Dann mach doch mal ne Aufzählung der Eigenschaften für die jeweilige Schnur.Dann könnten wir deine Einschätzung evt. nachvollziehen.


----------



## Palerado (12. September 2007)

*AW: Welche Geflochtene Schnur beim Brandungsangeln ?*

Ich habe das mit Geflecht vor 2 Jahren das erste mal skeptisch ausprobiert, seitdem bleibe ich dabei.
Ich finde nciht dass man sonderlich viele Fische verliert (aufgrund der fehlenden Dehnung).
Also bleibt eigentlich nur das Problem mit den Wellen die das Blei näher ran hauen.

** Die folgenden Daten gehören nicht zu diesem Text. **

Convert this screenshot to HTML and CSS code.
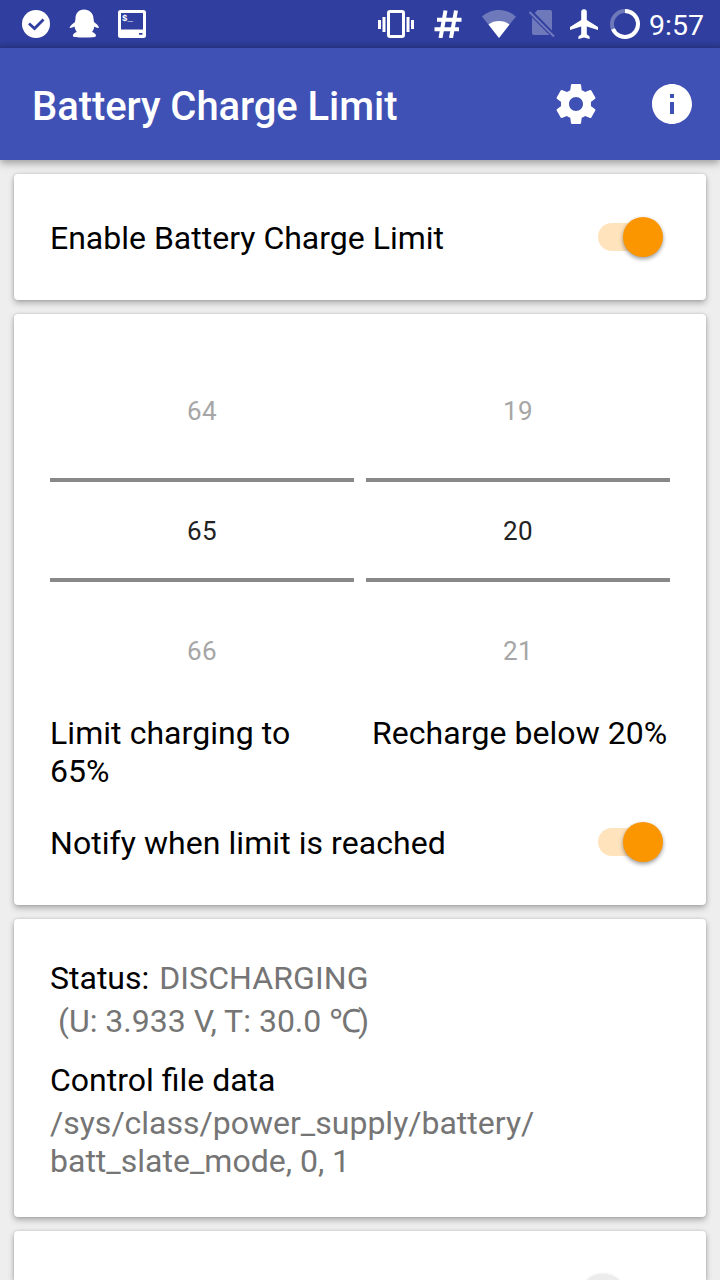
FILE: index.html
```html
<!DOCTYPE html>
<html lang="en">
<head>
  <meta charset="UTF-8">
  <meta name="viewport" content="width=device-width, initial-scale=1.0">
  <title>Battery Charge Limit</title>
  <link rel="stylesheet" href="styles.css">
</head>
<body>
  <div class="status-bar">
    <div class="notifications">
      <svg width="28" height="28" viewBox="0 0 28 28">
        <circle cx="14" cy="14" r="14" fill="#fff"/>
        <path d="M7 13.500l5.500 5 9-9" fill="none" stroke="#303f9f" stroke-width="2.800"/>
      </svg>
      <svg class="penguin" width="30" height="30" viewBox="0 0 30 30" fill="#fff">
        <path d="M15 .5C9.500.5 6.500 4.500 6.500 9.500L6 13C4 14.500 1.500 16.500 .5 18.500c.3 1 3 0 5-1 .3 2 1.200 4 2.300 5.500-2 .5-4 2-4 3.800C4 28.500 8 28.500 15.500 28.500s11.500 0 11.500-1.700c0-1.800-2-3.300-4-3.800 1.300-1.500 2-3.500 2.300-5.500 1.500 1 4 2 4.700 1-.5-2-3-4-5-5.500l-.5-3.500C24.500 4.500 20.500.5 15 .5z"/>
      </svg>
      <svg class="terminal" width="28" height="28" viewBox="0 0 28 28">
        <path fill="#fff" fill-rule="evenodd" d="M2.500 0h23A2.500 2.500 0 0 1 28 2.500v23a2.500 2.500 0 0 1-2.500 2.500h-23A2.500 2.500 0 0 1 0 25.500v-23A2.500 2.500 0 0 1 2.500 0zM3 3v16.500h22V3zM21 23v1.800h3.500V23z"/>
        <text class="prompt" x="4" y="11">$_</text>
      </svg>
    </div>
    <div class="indicators">
      <svg width="36" height="28" viewBox="0 0 36 28" fill="#fff">
        <path d="M0 10h3v9H0zM4.500 7h3v15h-3zM28.500 7h3v15h-3zM33 10h3v9h-3z"/>
        <rect x="10.500" y="1.500" width="15" height="25" rx="1.500" fill="none" stroke="#fff" stroke-width="3"/>
      </svg>
      <svg class="hash" width="28" height="28" viewBox="0 0 28 28">
        <path d="M11.500 0.500L6.500 28M22 0.500L17 28M3 9.800h24.500M0.500 19.300h24.500" fill="none" stroke="#fff" stroke-width="4"/>
      </svg>
      <svg class="wifi" width="36" height="28" viewBox="0 0 36 28" fill="#fff">
        <path opacity=".3" d="M18 28L1 6.500C5.500 2.500 11.500 0 18 0s12.500 2.500 17 6.500z"/>
        <path d="M18 28L7.500 14.500c3-2.400 6.500-3.500 10.500-3.500s7.500 1.100 10.500 3.500z"/>
      </svg>
      <svg class="sim" width="28" height="30" viewBox="0 0 28 30">
        <path fill="#fff" opacity=".3" d="M9.500 1H22a2 2 0 0 1 2 2v18.500L6.800 4zM4 8.500L21.500 26H6a2 2 0 0 1-2-2z"/>
        <path d="M1.500 3L26 27.500" stroke="#fff" stroke-width="2" opacity=".3"/>
      </svg>
      <svg class="plane" width="28" height="30" viewBox="0 0 28 30">
        <path fill="#fff" d="M28 21v-3L16.800 11V3a2.800 2.800 0 0 0-5.600 0v8L0 18v3l11.200-3.500v7.700L8.400 27.500V30l5.600-1.500 5.600 1.500v-2.500l-2.800-2.300v-7.700z"/>
      </svg>
      <svg class="ring" width="30" height="30" viewBox="0 0 30 30" fill="none" stroke="#fff" stroke-width="4">
        <circle cx="15" cy="15" r="13" opacity=".3"/>
        <path d="M15 2a13 13 0 1 1-12 18"/>
      </svg>
      <span class="clock">9:57</span>
    </div>
  </div>

  <header>
    <h1>Battery Charge Limit</h1>
    <nav>
      <svg width="48" height="48" viewBox="0 0 24 24" fill="#fff">
        <path d="M19.430 12.980c.04-.32.070-.64.070-.98s-.03-.66-.07-.98l2.110-1.650c.19-.15.240-.42.120-.64l-2-3.460c-.12-.22-.39-.3-.61-.22l-2.490 1c-.52-.4-1.080-.73-1.690-.98l-.38-2.650C14.460 2.180 14.250 2 14 2h-4c-.25 0-.46.180-.49.420l-.38 2.650c-.61.250-1.170.590-1.690.980l-2.490-1c-.23-.09-.49 0-.61.220l-2 3.460c-.13.220-.07.490.120.640l2.110 1.650c-.04.320-.07.650-.07.980s.03.660.070.980l-2.110 1.650c-.19.150-.24.420-.12.640l2 3.460c.12.220.390.300.610.220l2.490-1c.52.400 1.080.730 1.690.980l.38 2.650c.03.240.240.420.490.420h4c.25 0 .46-.18.490-.42l.38-2.650c.61-.25 1.170-.59 1.690-.98l2.490 1c.23.090.490 0 .61-.22l2-3.460c.12-.22.070-.49-.12-.64zM12 15.500c-1.930 0-3.500-1.570-3.500-3.500s1.570-3.500 3.500-3.500 3.500 1.570 3.500 3.500-1.570 3.500-3.500 3.500z"/>
      </svg>
      <svg width="48" height="48" viewBox="0 0 24 24" fill="#fff">
        <path d="M12 2C6.480 2 2 6.480 2 12s4.480 10 10 10 10-4.480 10-10S17.520 2 12 2zm1 15h-2v-6h2zm0-8h-2V7h2z"/>
      </svg>
    </nav>
  </header>

  <main>
    <section class="card enable-card">
      <div class="row">
        <span>Enable Battery Charge Limit</span>
        <span class="switch on"></span>
      </div>
    </section>

    <section class="card limits-card">
      <div class="pickers">
        <div class="picker">
          <span>64</span>
          <span class="selected">65</span>
          <span>66</span>
        </div>
        <div class="picker">
          <span>19</span>
          <span class="selected">20</span>
          <span>21</span>
        </div>
      </div>
      <div class="captions">
        <p>Limit charging to 65%</p>
        <p>Recharge below 20%</p>
      </div>
      <div class="row">
        <span>Notify when limit is reached</span>
        <span class="switch on"></span>
      </div>
    </section>

    <section class="card status-card">
      <p class="status">Status: <span class="value">DISCHARGING</span></p>
      <p class="value reading">&nbsp;(U: 3.933 V, T: 30.0 <span class="unit">℃</span>)</p>
      <p class="label">Control file data</p>
      <p class="value">/sys/class/power_supply/battery/<br>batt_slate_mode, 0, 1</p>
    </section>

    <section class="card next-card">
      <div class="row">
        <span class="switch"></span>
      </div>
    </section>
  </main>
</body>
</html>
```

FILE: styles.css
```css
* {
  box-sizing: border-box;
}

body {
  display: flex;
  flex-direction: column;
  font-family: Roboto, "Noto Sans", sans-serif;
  font-size: 32px;
  line-height: 38px;
  margin: 0;
  height: 100vh;
  overflow: hidden;
  color: #000;
  background-color: #eee;
}

h1, p {
  margin: 0;
}

svg {
  display: block;
  flex-shrink: 0;
}

.status-bar {
  display: flex;
  flex-shrink: 0;
  justify-content: space-between;
  height: 48px;
  padding: 0 16px 0 22px;
  color: #fff;
  background: linear-gradient(#303f9f 40px, #2a378b);
}

.notifications, .indicators {
  display: flex;
  align-items: center;
}

.penguin {
  margin-left: 19px;
}

.terminal {
  margin-left: 19px;
}

.prompt {
  font-family: "Liberation Mono", monospace;
  font-size: 9px;
  font-weight: bold;
  fill: #fff;
}

.hash {
  margin-left: 20px;
}

.wifi {
  margin-left: 19px;
}

.sim {
  margin-left: 11px;
}

.plane {
  margin-left: 14px;
}

.ring {
  margin-left: 12px;
}

.clock {
  margin-left: 9px;
  padding-top: 3px;
  font-size: 28.5px;
}

header {
  position: relative;
  display: flex;
  flex-shrink: 0;
  align-items: center;
  justify-content: space-between;
  height: 112px;
  padding: 0 24px 0 32px;
  color: #fff;
  background-color: #3f51b5;
  box-shadow: 0 3px 8px rgba(0, 0, 0, 0.35);
}

h1 {
  font-size: 40px;
  font-weight: 500;
  line-height: 48px;
  letter-spacing: -0.07px;
  padding-top: 6px;
}

nav {
  display: flex;
  gap: 48px;
}

main {
  display: flex;
  flex: 1;
  flex-direction: column;
  gap: 14px;
  min-height: 0;
  padding: 14px 14px 0;
  overflow: hidden;
}

.card {
  flex-shrink: 0;
  padding: 0 36px;
  background-color: #fff;
  border-radius: 4px;
  box-shadow: 0 3px 6px rgba(0, 0, 0, 0.28), 0 0 3px rgba(0, 0, 0, 0.15);
}

.row {
  display: flex;
  align-items: center;
  justify-content: space-between;
}

.enable-card {
  height: 126px;
  padding-top: 45px;
}

/* switch: pale track with a round thumb on one end */
.switch {
  display: flex;
  align-items: center;
  width: 58px;
  height: 28px;
  margin-left: auto;
  margin-right: 14px;
  margin-bottom: 2px;
  border-radius: 14px;
  background-color: #b9b9b9;
}

.switch::before {
  content: "";
  flex-shrink: 0;
  width: 40px;
  height: 40px;
  margin-left: -12px;
  border-radius: 50%;
  background-color: #ececec;
  box-shadow: 0 2px 4px rgba(0, 0, 0, 0.4);
}

.switch.on {
  background-color: #ffe3bc;
}

.switch.on::before {
  margin-left: 25px;
  background-color: #fb9500;
}

.limits-card {
  height: 591px;
  padding-top: 30px;
}

.pickers {
  display: grid;
  grid-template-columns: 1fr 1fr;
  gap: 12px;
}

.picker {
  display: flex;
  flex-direction: column;
  text-align: center;
  font-size: 26px;
  letter-spacing: 0.4px;
  color: #a6a6a6;
}

.picker span {
  height: 134px;
  line-height: 134px;
}

.picker .selected {
  height: 104px;
  line-height: 98px;
  color: #222;
  border-top: 4px solid #888;
  border-bottom: 4px solid #888;
}

.picker span:last-child {
  line-height: 138px;
}

.captions {
  display: grid;
  grid-template-columns: 1fr 298px;
  gap: 24px;
  height: 110px;
  margin-top: -2px;
  letter-spacing: 0.06px;
}

.limits-card .row {
  letter-spacing: 0.06px;
}

.status-card {
  height: 298px;
  padding-top: 40px;
}

.value {
  color: #757575;
}

.status .value {
  margin-left: 2px;
  letter-spacing: 0.1px;
}

.unit {
  letter-spacing: -3px;
}

.reading {
  margin-top: 5px;
}

.label {
  margin-top: 21px;
  margin-bottom: 5px;
}

.next-card {
  flex: 1;
  min-height: 0;
  padding-top: 49px;
  border-radius: 4px 4px 0 0;
}

.next-card .switch {
  margin-right: 17px;
}
```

Also ich finde Geflecht super.


----------



## Dorsch_Freak (12. September 2007)

*AW: Welche Geflochtene Schnur beim Brandungsangeln ?*

pros für die monofile:
wird von der rolle meist sauberer gewickelt (schneidet nicht in die unteren schichten)
schneidet nicht unbedingt so in die finger
ist unempfindlicher gegenüber hindernissen im wasser
bessere knotenfestigkeit (allerdings gibs für geflo no knots)
ist auch für laufbleie geeignet

pros für geflo
mehr tragkraft bei geringerem durchmesser
weniger wiedersatnd, somit weitere würfe
bessere bisserkennung
durch no knots keinen tragkraftverlust


mehr fällt mir auf schlag nicht ein, aber es gibt noch was, ihr könnt es ja mal ergänzen, sodass wir mal einen direkten vergleich haben


----------



## Palerado (12. September 2007)

*AW: Welche Geflochtene Schnur beim Brandungsangeln ?*

hmmm.
Also zu den Argumenten für Mono:
1. Wenn man eine vernünftige Rolle hat fällt Punkt 1 weg
2. Das mit den Fingern bekommt man mit nem Handschuh oder Tape geregelt

Ich habe auch mit Geflecht schon Laufbleie benutzt. Man sollte halt die nehmen die ein Plastikröhrchen im inneren haben.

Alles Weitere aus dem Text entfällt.